— start of Data segment —

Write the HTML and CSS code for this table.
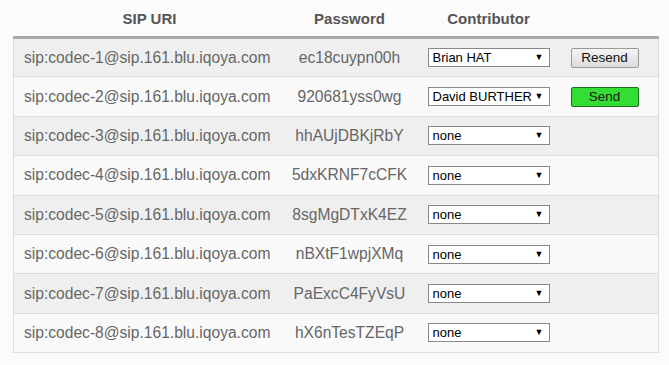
FILE: index.html
```html
<!DOCTYPE html>
<html>
<head>
<meta charset="utf-8">
<title>Codecs</title>
<link rel="stylesheet" href="styles.css">
</head>
<body>

<table class="codecs">
	<thead>
		<tr>
			<th class="uri">SIP URI</th>
			<th class="pass">Password</th>
			<th class="who">Contributor</th>
			<th class="act"></th>
		</tr>
	</thead>
	<tbody>
		<tr>
			<td class="uri">sip:codec-1@sip.161.blu.iqoya.com</td>
			<td class="pass">ec18cuypn00h</td>
			<td class="who"><div class="pick"><select><option>Brian HAT</option></select></div></td>
			<td class="act"><button class="btn">Resend</button></td>
		</tr>
		<tr>
			<td class="uri">sip:codec-2@sip.161.blu.iqoya.com</td>
			<td class="pass">920681yss0wg</td>
			<td class="who"><div class="pick"><select><option>David BURTHER</option></select></div></td>
			<td class="act"><button class="btn send">Send</button></td>
		</tr>
		<tr>
			<td class="uri">sip:codec-3@sip.161.blu.iqoya.com</td>
			<td class="pass">hhAUjDBKjRbY</td>
			<td class="who"><div class="pick"><select><option>none</option></select></div></td>
			<td class="act"></td>
		</tr>
		<tr>
			<td class="uri">sip:codec-4@sip.161.blu.iqoya.com</td>
			<td class="pass">5dxKRNF7cCFK</td>
			<td class="who"><div class="pick"><select><option>none</option></select></div></td>
			<td class="act"></td>
		</tr>
		<tr>
			<td class="uri">sip:codec-5@sip.161.blu.iqoya.com</td>
			<td class="pass">8sgMgDTxK4EZ</td>
			<td class="who"><div class="pick"><select><option>none</option></select></div></td>
			<td class="act"></td>
		</tr>
		<tr>
			<td class="uri">sip:codec-6@sip.161.blu.iqoya.com</td>
			<td class="pass">nBXtF1wpjXMq</td>
			<td class="who"><div class="pick"><select><option>none</option></select></div></td>
			<td class="act"></td>
		</tr>
		<tr>
			<td class="uri">sip:codec-7@sip.161.blu.iqoya.com</td>
			<td class="pass">PaExcC4FyVsU</td>
			<td class="who"><div class="pick"><select><option>none</option></select></div></td>
			<td class="act"></td>
		</tr>
		<tr>
			<td class="uri">sip:codec-8@sip.161.blu.iqoya.com</td>
			<td class="pass">hX6nTesTZEqP</td>
			<td class="who"><div class="pick"><select><option>none</option></select></div></td>
			<td class="act"></td>
		</tr>
	</tbody>
</table>

</body>
</html>
```
FILE: styles.css
```css
body {
	margin: 0px;
	padding: 0px 11px 0px 13px;
	background-color: #fbfbfb;
	font-family: "Liberation Sans", Arial, sans-serif;
}
.codecs {
	width: 645px;
	border-collapse: collapse;
	table-layout: fixed;
}
.codecs th {
	height: 36px;
	padding: 0px;
	font-size: 15px;
	font-weight: bold;
	color: #555;
	text-align: center;
	border-bottom: 3px solid #aaa;
}
.codecs tbody tr {
	height: 39.4px;
	background-color: #f9f9f9;
}
.codecs tbody tr:nth-child(odd) {
	background-color: #efefef;
}
.codecs td {
	padding: 0px;
	font-size: 15.6px;
	line-height: 18px;
	color: #666;
	border-bottom: 1px solid #ddd;
}
.codecs tbody td:first-child {
	border-left: 1px solid #ddd;
}
.codecs tbody td:last-child {
	border-right: 1px solid #ddd;
}
.uri {
	width: 272px;
}
td.uri {
	padding-left: 10px;
}
.pass {
	width: 128px;
	text-align: center;
}
.who {
	width: 150px;
}
td.who {
	padding-left: 14px;
}
.act {
	width: 95px;
}
td.act {
	padding-left: 7px;
}

/* select with the old windows look */
.pick {
	position: relative;
	width: 122px;
	height: 19px;
}
.pick select {
	-webkit-appearance: none;
	appearance: none;
	display: block;
	width: 122px;
	height: 19px;
	margin: 0px;
	padding: 0px 0px 0px 4px;
	border: 1px solid #888;
	border-radius: 0px;
	background-color: #fff;
	font-family: "Liberation Sans", Arial, sans-serif;
	font-size: 13px;
	color: #000;
}
.pick::after {
	content: "\25BC";
	position: absolute;
	right: 6px;
	top: 4px;
	font-size: 9px;
	line-height: 10px;
	color: #000;
	pointer-events: none;
}

.btn {
	display: block;
	width: 68px;
	height: 20px;
	margin: 0px;
	padding: 0px;
	border: 1px solid #999;
	border-radius: 2px;
	background: linear-gradient(#f4f4f4, #dcdcdc);
	font-family: "Liberation Sans", Arial, sans-serif;
	font-size: 13.5px;
	color: #111;
}
.btn.send {
	border: 1px solid #1d6e1d;
	background: #33dd33;
	color: #1a1a1a;
}
```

— end of Data segment —

▶ **Exercise directions**
Leave out the pictures and reproduce the rest of the listing exactly.

▶ **Answer to this problem**
Write the HTML and CSS code for this table.
FILE: index.html
```html
<!DOCTYPE html>
<html>
<head>
<meta charset="utf-8">
<title>Codecs</title>
<link rel="stylesheet" href="styles.css">
</head>
<body>

<table class="codecs">
	<thead>
		<tr>
			<th class="uri">SIP URI</th>
			<th class="pass">Password</th>
			<th class="who">Contributor</th>
			<th class="act"></th>
		</tr>
	</thead>
	<tbody>
		<tr>
			<td class="uri">sip:codec-1@sip.161.blu.iqoya.com</td>
			<td class="pass">ec18cuypn00h</td>
			<td class="who"><div class="pick"><select><option>Brian HAT</option></select></div></td>
			<td class="act"><button class="btn">Resend</button></td>
		</tr>
		<tr>
			<td class="uri">sip:codec-2@sip.161.blu.iqoya.com</td>
			<td class="pass">920681yss0wg</td>
			<td class="who"><div class="pick"><select><option>David BURTHER</option></select></div></td>
			<td class="act"><button class="btn send">Send</button></td>
		</tr>
		<tr>
			<td class="uri">sip:codec-3@sip.161.blu.iqoya.com</td>
			<td class="pass">hhAUjDBKjRbY</td>
			<td class="who"><div class="pick"><select><option>none</option></select></div></td>
			<td class="act"></td>
		</tr>
		<tr>
			<td class="uri">sip:codec-4@sip.161.blu.iqoya.com</td>
			<td class="pass">5dxKRNF7cCFK</td>
			<td class="who"><div class="pick"><select><option>none</option></select></div></td>
			<td class="act"></td>
		</tr>
		<tr>
			<td class="uri">sip:codec-5@sip.161.blu.iqoya.com</td>
			<td class="pass">8sgMgDTxK4EZ</td>
			<td class="who"><div class="pick"><select><option>none</option></select></div></td>
			<td class="act"></td>
		</tr>
		<tr>
			<td class="uri">sip:codec-6@sip.161.blu.iqoya.com</td>
			<td class="pass">nBXtF1wpjXMq</td>
			<td class="who"><div class="pick"><select><option>none</option></select></div></td>
			<td class="act"></td>
		</tr>
		<tr>
			<td class="uri">sip:codec-7@sip.161.blu.iqoya.com</td>
			<td class="pass">PaExcC4FyVsU</td>
			<td class="who"><div class="pick"><select><option>none</option></select></div></td>
			<td class="act"></td>
		</tr>
		<tr>
			<td class="uri">sip:codec-8@sip.161.blu.iqoya.com</td>
			<td class="pass">hX6nTesTZEqP</td>
			<td class="who"><div class="pick"><select><option>none</option></select></div></td>
			<td class="act"></td>
		</tr>
	</tbody>
</table>

</body>
</html>
```
FILE: styles.css
```css
body {
	margin: 0px;
	padding: 0px 11px 0px 13px;
	background-color: #fbfbfb;
	font-family: "Liberation Sans", Arial, sans-serif;
}
.codecs {
	width: 645px;
	border-collapse: collapse;
	table-layout: fixed;
}
.codecs th {
	height: 36px;
	padding: 0px;
	font-size: 15px;
	font-weight: bold;
	color: #555;
	text-align: center;
	border-bottom: 3px solid #aaa;
}
.codecs tbody tr {
	height: 39.4px;
	background-color: #f9f9f9;
}
.codecs tbody tr:nth-child(odd) {
	background-color: #efefef;
}
.codecs td {
	padding: 0px;
	font-size: 15.6px;
	line-height: 18px;
	color: #666;
	border-bottom: 1px solid #ddd;
}
.codecs tbody td:first-child {
	border-left: 1px solid #ddd;
}
.codecs tbody td:last-child {
	border-right: 1px solid #ddd;
}
.uri {
	width: 272px;
}
td.uri {
	padding-left: 10px;
}
.pass {
	width: 128px;
	text-align: center;
}
.who {
	width: 150px;
}
td.who {
	padding-left: 14px;
}
.act {
	width: 95px;
}
td.act {
	padding-left: 7px;
}

/* select with the old windows look */
.pick {
	position: relative;
	width: 122px;
	height: 19px;
}
.pick select {
	-webkit-appearance: none;
	appearance: none;
	display: block;
	width: 122px;
	height: 19px;
	margin: 0px;
	padding: 0px 0px 0px 4px;
	border: 1px solid #888;
	border-radius: 0px;
	background-color: #fff;
	font-family: "Liberation Sans", Arial, sans-serif;
	font-size: 13px;
	color: #000;
}
.pick::after {
	content: "\25BC";
	position: absolute;
	right: 6px;
	top: 4px;
	font-size: 9px;
	line-height: 10px;
	color: #000;
	pointer-events: none;
}

.btn {
	display: block;
	width: 68px;
	height: 20px;
	margin: 0px;
	padding: 0px;
	border: 1px solid #999;
	border-radius: 2px;
	background: linear-gradient(#f4f4f4, #dcdcdc);
	font-family: "Liberation Sans", Arial, sans-serif;
	font-size: 13.5px;
	color: #111;
}
.btn.send {
	border: 1px solid #1d6e1d;
	background: #33dd33;
	color: #1a1a1a;
}
```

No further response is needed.